** Work to complete **
Give back the full listing verbatim, apart from its images.
---*---
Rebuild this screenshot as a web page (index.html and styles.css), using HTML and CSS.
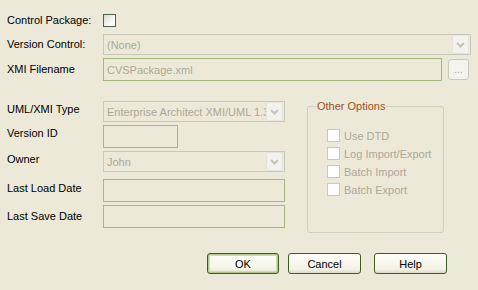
FILE: index.html
```html
<!DOCTYPE html>
<html lang="en">
<head>
<meta charset="UTF-8" />
<title>Package Control Options</title>
<link rel="stylesheet" href="styles.css">
</head>
<body>

<div class="dialog">

	<div class="row r-check">
		<span class="label">Control Package:</span>
		<span class="check"></span>
	</div>

	<div class="row r-combo r-vc">
		<span class="label">Version Control:</span>
		<div class="combo wide">
			<span class="value">(None)</span>
			<span class="drop"><svg width="9" height="6" viewBox="0 0 9 6"><path d="M1 1 L4.5 4.5 L8 1" fill="none" stroke="#c6c4b8" stroke-width="2"/></svg></span>
		</div>
	</div>

	<div class="row r-edit r-xmi">
		<span class="label">XMI Filename</span>
		<div class="edit file"><span class="value">CVSPackage.xml</span></div>
		<span class="dots">...</span>
	</div>

	<div class="lower">
		<div class="fields">
			<div class="row r-combo">
				<span class="label lift">UML/XMI Type</span>
				<div class="combo">
					<span class="value">Enterprise Architect XMI/UML 1.3</span>
					<span class="drop"><svg width="9" height="6" viewBox="0 0 9 6"><path d="M1 1 L4.5 4.5 L8 1" fill="none" stroke="#c6c4b8" stroke-width="2"/></svg></span>
				</div>
			</div>
			<div class="row r-edit">
				<span class="label lift2">Version ID</span>
				<div class="edit small"></div>
			</div>
			<div class="row r-combo">
				<span class="label lift">Owner</span>
				<div class="combo">
					<span class="value">John</span>
					<span class="drop"><svg width="9" height="6" viewBox="0 0 9 6"><path d="M1 1 L4.5 4.5 L8 1" fill="none" stroke="#c6c4b8" stroke-width="2"/></svg></span>
				</div>
			</div>
			<div class="row r-edit r-load">
				<span class="label lift">Last Load Date</span>
				<div class="edit"></div>
			</div>
			<div class="row r-edit">
				<span class="label">Last Save Date</span>
				<div class="edit"></div>
			</div>
		</div>

		<fieldset class="options">
			<legend>Other Options</legend>
			<div class="opt"><span class="check off"></span>Use DTD</div>
			<div class="opt"><span class="check off"></span>Log Import/Export</div>
			<div class="opt"><span class="check off"></span>Batch Import</div>
			<div class="opt"><span class="check off"></span>Batch Export</div>
		</fieldset>
	</div>

	<div class="buttons">
		<span class="btn default">OK</span>
		<span class="btn cancel">Cancel</span>
		<span class="btn help">Help</span>
	</div>

</div>

</body>
</html>
```

FILE: styles.css
```css
body
{
	margin: 0;
	font-family: "Liberation Sans", Arial, sans-serif;
	font-size: 11px;
	color: #000;
	background-color: #ece9d8;
}

.dialog
{
	width: 478px;
	height: 290px;
	padding: 14px 0 0 7px;
	box-sizing: border-box;
}

.row
{
	display: flex;
	align-items: center;
}

.label
{
	width: 96px;
	flex: none;
	line-height: 13px;
	white-space: nowrap;
}

.lift
{
	position: relative;
	top: -2px;
}

.lift2
{
	position: relative;
	top: -3px;
}

.r-check
{
	height: 13px;
}

.r-combo
{
	height: 21px;
}

.r-edit
{
	height: 23px;
}

.r-vc
{
	margin-top: 7px;
}

.r-xmi
{
	margin-top: 3px;
}

/* checkboxes */
.check
{
	display: inline-block;
	width: 11px;
	height: 11px;
	border: 1px solid #4d6148;
	background: linear-gradient(135deg, #dcdbd4 0%, #fafaf8 70%, #fff 100%);
}

.check.off
{
	border-color: #cac8bb;
	background: #fff;
	margin-right: 4px;
	flex: none;
}

/* disabled combo boxes */
.combo
{
	display: flex;
	align-items: center;
	width: 182px;
	height: 21px;
	box-sizing: border-box;
	border: 1px solid #c9c7ba;
	background-color: #ece9d8;
	color: #aca899;
	overflow: hidden;
}

.combo.wide
{
	width: 368px;
}

.combo .value
{
	flex: 1;
	padding-left: 3px;
	white-space: nowrap;
	overflow: hidden;
}

.drop
{
	display: flex;
	align-items: center;
	justify-content: center;
	flex: none;
	width: 15px;
	height: 17px;
	margin-right: 1px;
	border: 1px solid #e6e4da;
	border-radius: 2px;
	background-color: #f3f2ed;
}

/* read-only edit boxes */
.edit
{
	display: flex;
	align-items: center;
	width: 182px;
	height: 23px;
	box-sizing: border-box;
	border: 1px solid #a5b97f;
	color: #aca899;
}

.edit .value
{
	padding-left: 3px;
}

.edit.file
{
	width: 339px;
}

.edit.small
{
	width: 75px;
}

.dots
{
	display: flex;
	align-items: flex-end;
	justify-content: center;
	width: 21px;
	height: 21px;
	box-sizing: border-box;
	margin-left: 6px;
	padding-bottom: 4px;
	border: 1px solid #cac8bb;
	border-radius: 3px;
	background-color: #f4f3ee;
	color: #aca899;
	font-size: 10px;
	line-height: 10px;
}

/* lower part */
.lower
{
	display: flex;
	align-items: flex-start;
	margin-top: 20px;
}

.fields .row
{
	margin-bottom: 3px;
}

.fields .r-load
{
	margin-top: 7px;
}

.options
{
	width: 137px;
	height: 133px;
	box-sizing: border-box;
	margin: -1px 0 0 22px;
	padding: 16px 0 0 0;
	border: 1px solid #d0d0bf;
	border-radius: 3px;
}

.options legend
{
	margin-left: 8px;
	padding: 0 1px;
	line-height: 13px;
	color: #a0501e;
}

.opt
{
	display: flex;
	align-items: center;
	height: 13px;
	margin: 0 0 5px 19px;
	color: #aca899;
	white-space: nowrap;
}

/* buttons */
.buttons
{
	display: flex;
	margin: 20px 0 0 200px;
}

.btn
{
	display: flex;
	align-items: center;
	justify-content: center;
	width: 72px;
	height: 21px;
	box-sizing: border-box;
	border: 1px solid #3e5c22;
	border-radius: 3px;
	background: linear-gradient(#fefefa, #f4f2e6 80%, #dedbc9);
}

.btn.default
{
	box-shadow: inset 0 0 0 1px #b2c78a, inset 0 0 0 2px #d0dcb2;
}

.cancel
{
	width: 73px;
	margin-left: 9px;
}

.help
{
	width: 73px;
	margin-left: 13px;
}
```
---*---
** Response to this exercise **
Rebuild this screenshot as a web page (index.html and styles.css), using HTML and CSS.
FILE: index.html
```html
<!DOCTYPE html>
<html lang="en">
<head>
<meta charset="UTF-8" />
<title>Package Control Options</title>
<link rel="stylesheet" href="styles.css">
</head>
<body>

<div class="dialog">

	<div class="row r-check">
		<span class="label">Control Package:</span>
		<span class="check"></span>
	</div>

	<div class="row r-combo r-vc">
		<span class="label">Version Control:</span>
		<div class="combo wide">
			<span class="value">(None)</span>
			<span class="drop"><svg width="9" height="6" viewBox="0 0 9 6"><path d="M1 1 L4.5 4.5 L8 1" fill="none" stroke="#c6c4b8" stroke-width="2"/></svg></span>
		</div>
	</div>

	<div class="row r-edit r-xmi">
		<span class="label">XMI Filename</span>
		<div class="edit file"><span class="value">CVSPackage.xml</span></div>
		<span class="dots">...</span>
	</div>

	<div class="lower">
		<div class="fields">
			<div class="row r-combo">
				<span class="label lift">UML/XMI Type</span>
				<div class="combo">
					<span class="value">Enterprise Architect XMI/UML 1.3</span>
					<span class="drop"><svg width="9" height="6" viewBox="0 0 9 6"><path d="M1 1 L4.5 4.5 L8 1" fill="none" stroke="#c6c4b8" stroke-width="2"/></svg></span>
				</div>
			</div>
			<div class="row r-edit">
				<span class="label lift2">Version ID</span>
				<div class="edit small"></div>
			</div>
			<div class="row r-combo">
				<span class="label lift">Owner</span>
				<div class="combo">
					<span class="value">John</span>
					<span class="drop"><svg width="9" height="6" viewBox="0 0 9 6"><path d="M1 1 L4.5 4.5 L8 1" fill="none" stroke="#c6c4b8" stroke-width="2"/></svg></span>
				</div>
			</div>
			<div class="row r-edit r-load">
				<span class="label lift">Last Load Date</span>
				<div class="edit"></div>
			</div>
			<div class="row r-edit">
				<span class="label">Last Save Date</span>
				<div class="edit"></div>
			</div>
		</div>

		<fieldset class="options">
			<legend>Other Options</legend>
			<div class="opt"><span class="check off"></span>Use DTD</div>
			<div class="opt"><span class="check off"></span>Log Import/Export</div>
			<div class="opt"><span class="check off"></span>Batch Import</div>
			<div class="opt"><span class="check off"></span>Batch Export</div>
		</fieldset>
	</div>

	<div class="buttons">
		<span class="btn default">OK</span>
		<span class="btn cancel">Cancel</span>
		<span class="btn help">Help</span>
	</div>

</div>

</body>
</html>
```

FILE: styles.css
```css
body
{
	margin: 0;
	font-family: "Liberation Sans", Arial, sans-serif;
	font-size: 11px;
	color: #000;
	background-color: #ece9d8;
}

.dialog
{
	width: 478px;
	height: 290px;
	padding: 14px 0 0 7px;
	box-sizing: border-box;
}

.row
{
	display: flex;
	align-items: center;
}

.label
{
	width: 96px;
	flex: none;
	line-height: 13px;
	white-space: nowrap;
}

.lift
{
	position: relative;
	top: -2px;
}

.lift2
{
	position: relative;
	top: -3px;
}

.r-check
{
	height: 13px;
}

.r-combo
{
	height: 21px;
}

.r-edit
{
	height: 23px;
}

.r-vc
{
	margin-top: 7px;
}

.r-xmi
{
	margin-top: 3px;
}

/* checkboxes */
.check
{
	display: inline-block;
	width: 11px;
	height: 11px;
	border: 1px solid #4d6148;
	background: linear-gradient(135deg, #dcdbd4 0%, #fafaf8 70%, #fff 100%);
}

.check.off
{
	border-color: #cac8bb;
	background: #fff;
	margin-right: 4px;
	flex: none;
}

/* disabled combo boxes */
.combo
{
	display: flex;
	align-items: center;
	width: 182px;
	height: 21px;
	box-sizing: border-box;
	border: 1px solid #c9c7ba;
	background-color: #ece9d8;
	color: #aca899;
	overflow: hidden;
}

.combo.wide
{
	width: 368px;
}

.combo .value
{
	flex: 1;
	padding-left: 3px;
	white-space: nowrap;
	overflow: hidden;
}

.drop
{
	display: flex;
	align-items: center;
	justify-content: center;
	flex: none;
	width: 15px;
	height: 17px;
	margin-right: 1px;
	border: 1px solid #e6e4da;
	border-radius: 2px;
	background-color: #f3f2ed;
}

/* read-only edit boxes */
.edit
{
	display: flex;
	align-items: center;
	width: 182px;
	height: 23px;
	box-sizing: border-box;
	border: 1px solid #a5b97f;
	color: #aca899;
}

.edit .value
{
	padding-left: 3px;
}

.edit.file
{
	width: 339px;
}

.edit.small
{
	width: 75px;
}

.dots
{
	display: flex;
	align-items: flex-end;
	justify-content: center;
	width: 21px;
	height: 21px;
	box-sizing: border-box;
	margin-left: 6px;
	padding-bottom: 4px;
	border: 1px solid #cac8bb;
	border-radius: 3px;
	background-color: #f4f3ee;
	color: #aca899;
	font-size: 10px;
	line-height: 10px;
}

/* lower part */
.lower
{
	display: flex;
	align-items: flex-start;
	margin-top: 20px;
}

.fields .row
{
	margin-bottom: 3px;
}

.fields .r-load
{
	margin-top: 7px;
}

.options
{
	width: 137px;
	height: 133px;
	box-sizing: border-box;
	margin: -1px 0 0 22px;
	padding: 16px 0 0 0;
	border: 1px solid #d0d0bf;
	border-radius: 3px;
}

.options legend
{
	margin-left: 8px;
	padding: 0 1px;
	line-height: 13px;
	color: #a0501e;
}

.opt
{
	display: flex;
	align-items: center;
	height: 13px;
	margin: 0 0 5px 19px;
	color: #aca899;
	white-space: nowrap;
}

/* buttons */
.buttons
{
	display: flex;
	margin: 20px 0 0 200px;
}

.btn
{
	display: flex;
	align-items: center;
	justify-content: center;
	width: 72px;
	height: 21px;
	box-sizing: border-box;
	border: 1px solid #3e5c22;
	border-radius: 3px;
	background: linear-gradient(#fefefa, #f4f2e6 80%, #dedbc9);
}

.btn.default
{
	box-shadow: inset 0 0 0 1px #b2c78a, inset 0 0 0 2px #d0dcb2;
}

.cancel
{
	width: 73px;
	margin-left: 9px;
}

.help
{
	width: 73px;
	margin-left: 13px;
}
```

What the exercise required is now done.